> [STATED TASK] Give again, word for word, each line from the top of the listing through the line that holds "1L11 11M11 1L1".

---

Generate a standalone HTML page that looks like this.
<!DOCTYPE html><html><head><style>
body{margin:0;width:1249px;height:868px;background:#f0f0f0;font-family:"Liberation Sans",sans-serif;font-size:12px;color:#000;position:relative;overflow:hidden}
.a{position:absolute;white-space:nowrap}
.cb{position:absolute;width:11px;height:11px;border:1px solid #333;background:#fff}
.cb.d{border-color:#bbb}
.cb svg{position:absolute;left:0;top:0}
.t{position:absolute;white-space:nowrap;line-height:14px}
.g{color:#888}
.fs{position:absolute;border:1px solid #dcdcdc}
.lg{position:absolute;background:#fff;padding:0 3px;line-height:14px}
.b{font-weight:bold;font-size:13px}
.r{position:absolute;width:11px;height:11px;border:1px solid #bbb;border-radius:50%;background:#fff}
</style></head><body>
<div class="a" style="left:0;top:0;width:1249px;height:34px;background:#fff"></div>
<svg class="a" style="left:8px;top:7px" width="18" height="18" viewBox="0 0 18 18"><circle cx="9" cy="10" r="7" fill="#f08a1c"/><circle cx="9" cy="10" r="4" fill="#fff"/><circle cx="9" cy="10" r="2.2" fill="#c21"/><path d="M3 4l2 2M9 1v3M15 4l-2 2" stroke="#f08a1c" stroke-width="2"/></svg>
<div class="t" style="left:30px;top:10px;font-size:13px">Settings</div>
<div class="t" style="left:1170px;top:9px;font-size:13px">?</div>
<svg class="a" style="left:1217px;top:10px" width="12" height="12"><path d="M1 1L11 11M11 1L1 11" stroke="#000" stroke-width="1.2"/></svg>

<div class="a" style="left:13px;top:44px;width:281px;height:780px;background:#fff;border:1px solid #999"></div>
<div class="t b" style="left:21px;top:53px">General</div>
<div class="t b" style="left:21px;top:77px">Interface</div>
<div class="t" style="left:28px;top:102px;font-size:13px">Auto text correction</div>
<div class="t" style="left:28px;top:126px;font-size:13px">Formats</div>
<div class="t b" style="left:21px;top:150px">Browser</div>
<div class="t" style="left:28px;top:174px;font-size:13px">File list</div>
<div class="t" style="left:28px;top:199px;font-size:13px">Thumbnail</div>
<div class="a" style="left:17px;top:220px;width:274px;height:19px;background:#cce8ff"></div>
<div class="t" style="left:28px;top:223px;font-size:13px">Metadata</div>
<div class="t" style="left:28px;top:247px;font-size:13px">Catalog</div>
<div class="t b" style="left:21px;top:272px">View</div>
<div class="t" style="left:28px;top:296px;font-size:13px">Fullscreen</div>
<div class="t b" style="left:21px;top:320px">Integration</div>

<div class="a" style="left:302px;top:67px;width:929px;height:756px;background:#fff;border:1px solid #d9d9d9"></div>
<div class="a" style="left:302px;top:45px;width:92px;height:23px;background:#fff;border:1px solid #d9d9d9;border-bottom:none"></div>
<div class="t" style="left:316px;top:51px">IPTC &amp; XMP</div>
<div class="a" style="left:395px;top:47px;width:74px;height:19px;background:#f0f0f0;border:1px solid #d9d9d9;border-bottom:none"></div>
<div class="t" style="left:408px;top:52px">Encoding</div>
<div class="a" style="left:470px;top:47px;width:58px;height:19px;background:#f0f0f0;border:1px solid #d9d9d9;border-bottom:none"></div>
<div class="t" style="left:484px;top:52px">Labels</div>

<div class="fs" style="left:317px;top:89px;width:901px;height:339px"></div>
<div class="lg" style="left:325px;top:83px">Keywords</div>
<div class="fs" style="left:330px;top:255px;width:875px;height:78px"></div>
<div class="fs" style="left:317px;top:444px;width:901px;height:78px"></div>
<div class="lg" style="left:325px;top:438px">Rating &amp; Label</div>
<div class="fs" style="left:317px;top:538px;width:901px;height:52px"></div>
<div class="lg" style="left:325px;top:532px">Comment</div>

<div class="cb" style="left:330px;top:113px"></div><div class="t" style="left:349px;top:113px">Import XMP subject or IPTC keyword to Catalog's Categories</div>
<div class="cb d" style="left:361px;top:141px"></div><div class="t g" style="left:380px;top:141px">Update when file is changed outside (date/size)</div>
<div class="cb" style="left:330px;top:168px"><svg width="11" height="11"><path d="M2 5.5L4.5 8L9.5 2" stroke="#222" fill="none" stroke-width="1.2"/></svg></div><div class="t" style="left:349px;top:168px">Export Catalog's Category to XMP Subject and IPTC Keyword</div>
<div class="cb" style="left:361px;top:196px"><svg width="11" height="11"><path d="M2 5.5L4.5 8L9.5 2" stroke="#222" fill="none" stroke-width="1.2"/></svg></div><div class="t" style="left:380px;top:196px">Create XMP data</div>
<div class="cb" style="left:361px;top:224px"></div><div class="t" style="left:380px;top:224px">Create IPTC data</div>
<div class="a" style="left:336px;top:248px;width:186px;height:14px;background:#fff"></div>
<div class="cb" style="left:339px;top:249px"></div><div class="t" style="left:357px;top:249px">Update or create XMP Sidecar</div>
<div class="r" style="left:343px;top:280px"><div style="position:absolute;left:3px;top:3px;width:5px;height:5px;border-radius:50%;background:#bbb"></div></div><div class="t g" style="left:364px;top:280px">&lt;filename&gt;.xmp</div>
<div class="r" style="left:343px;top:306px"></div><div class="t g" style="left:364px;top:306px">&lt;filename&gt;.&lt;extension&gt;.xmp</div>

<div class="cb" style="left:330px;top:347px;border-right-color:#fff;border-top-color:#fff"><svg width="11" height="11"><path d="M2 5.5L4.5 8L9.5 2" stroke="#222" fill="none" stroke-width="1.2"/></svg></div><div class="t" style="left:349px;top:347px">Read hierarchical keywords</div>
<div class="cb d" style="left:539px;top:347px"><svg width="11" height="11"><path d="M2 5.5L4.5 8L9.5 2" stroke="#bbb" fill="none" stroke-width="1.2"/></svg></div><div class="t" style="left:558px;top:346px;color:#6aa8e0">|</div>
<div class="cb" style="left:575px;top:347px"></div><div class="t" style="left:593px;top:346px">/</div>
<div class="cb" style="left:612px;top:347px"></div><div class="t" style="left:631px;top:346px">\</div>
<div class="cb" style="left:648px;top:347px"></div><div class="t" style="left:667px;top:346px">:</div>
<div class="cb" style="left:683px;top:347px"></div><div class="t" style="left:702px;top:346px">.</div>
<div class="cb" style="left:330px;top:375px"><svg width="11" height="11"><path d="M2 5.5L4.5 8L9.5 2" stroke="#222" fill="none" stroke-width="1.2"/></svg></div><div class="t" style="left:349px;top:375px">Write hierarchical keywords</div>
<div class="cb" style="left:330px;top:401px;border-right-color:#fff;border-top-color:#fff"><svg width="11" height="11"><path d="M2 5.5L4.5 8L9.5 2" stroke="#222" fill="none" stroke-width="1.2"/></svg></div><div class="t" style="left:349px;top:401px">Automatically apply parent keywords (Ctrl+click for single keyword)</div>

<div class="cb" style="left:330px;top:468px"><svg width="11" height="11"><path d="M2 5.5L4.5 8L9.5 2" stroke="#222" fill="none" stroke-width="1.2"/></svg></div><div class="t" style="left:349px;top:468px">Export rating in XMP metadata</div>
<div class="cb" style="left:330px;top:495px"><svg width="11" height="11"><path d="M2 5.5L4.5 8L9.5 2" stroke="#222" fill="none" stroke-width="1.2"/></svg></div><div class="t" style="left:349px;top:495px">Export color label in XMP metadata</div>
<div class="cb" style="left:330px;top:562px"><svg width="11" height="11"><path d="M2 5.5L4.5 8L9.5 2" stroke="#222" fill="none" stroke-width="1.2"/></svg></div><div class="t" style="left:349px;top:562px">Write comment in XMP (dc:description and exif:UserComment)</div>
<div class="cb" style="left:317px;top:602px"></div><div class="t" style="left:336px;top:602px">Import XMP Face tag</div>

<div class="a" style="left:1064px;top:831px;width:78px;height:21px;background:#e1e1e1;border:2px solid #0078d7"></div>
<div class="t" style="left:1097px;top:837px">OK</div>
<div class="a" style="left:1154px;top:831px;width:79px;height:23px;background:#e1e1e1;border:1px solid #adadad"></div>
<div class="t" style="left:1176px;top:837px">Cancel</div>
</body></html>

---

> [SOLVED EXERCISE]
Generate a standalone HTML page that looks like this.
<!DOCTYPE html><html><head><style>
body{margin:0;width:1249px;height:868px;background:#f0f0f0;font-family:"Liberation Sans",sans-serif;font-size:12px;color:#000;position:relative;overflow:hidden}
.a{position:absolute;white-space:nowrap}
.cb{position:absolute;width:11px;height:11px;border:1px solid #333;background:#fff}
.cb.d{border-color:#bbb}
.cb svg{position:absolute;left:0;top:0}
.t{position:absolute;white-space:nowrap;line-height:14px}
.g{color:#888}
.fs{position:absolute;border:1px solid #dcdcdc}
.lg{position:absolute;background:#fff;padding:0 3px;line-height:14px}
.b{font-weight:bold;font-size:13px}
.r{position:absolute;width:11px;height:11px;border:1px solid #bbb;border-radius:50%;background:#fff}
</style></head><body>
<div class="a" style="left:0;top:0;width:1249px;height:34px;background:#fff"></div>
<svg class="a" style="left:8px;top:7px" width="18" height="18" viewBox="0 0 18 18"><circle cx="9" cy="10" r="7" fill="#f08a1c"/><circle cx="9" cy="10" r="4" fill="#fff"/><circle cx="9" cy="10" r="2.2" fill="#c21"/><path d="M3 4l2 2M9 1v3M15 4l-2 2" stroke="#f08a1c" stroke-width="2"/></svg>
<div class="t" style="left:30px;top:10px;font-size:13px">Settings</div>
<div class="t" style="left:1170px;top:9px;font-size:13px">?</div>
<svg class="a" style="left:1217px;top:10px" width="12" height="12"><path d="M1 1L11 11M11 1L1 11" stroke="#000" stroke-width="1.2"/></svg>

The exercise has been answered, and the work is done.